Offering scalable macOS in the cloud is nearly impossible due to Apple's licensing. It restricts providers to two VMs per machine and, critically, only allows relicensing to a new user every 24 hours. This kills the per-second billing and dynamic load-balancing models essential for modern cloud services.
First-time founders build teams from scratch; serial founders reassemble them. Over half of Daytona's team has worked with the founders for 7+ years. This creates an "unfair advantage" of pre-existing trust, shared context, and high-throughput execution that is difficult for new teams to replicate.

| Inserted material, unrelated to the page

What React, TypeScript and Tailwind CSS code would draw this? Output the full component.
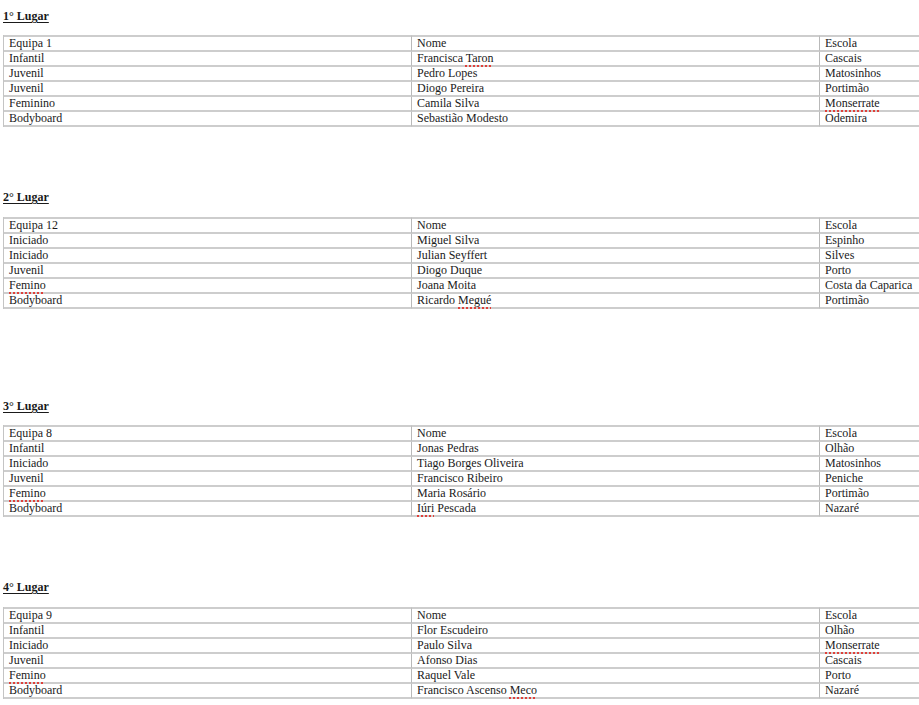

Daytona achieves extremely fast sandbox spin-up times (e.g., 60ms) by running on bare metal with a custom scheduler. This avoids the latency of VMs and network-attached storage, as the underlying disk, CPU, RAM, and even pre-loaded snapshots are all local to the physical machine.
AI coding agents operate in a fast "inner loop" that traditional Git and GitHub are not designed for. The overhead is so high that some developers are abandoning traditional version control, instead dumping the entire codebase to a JSON file on S3 after every change. This signals a need for a new, agent-native versioning system.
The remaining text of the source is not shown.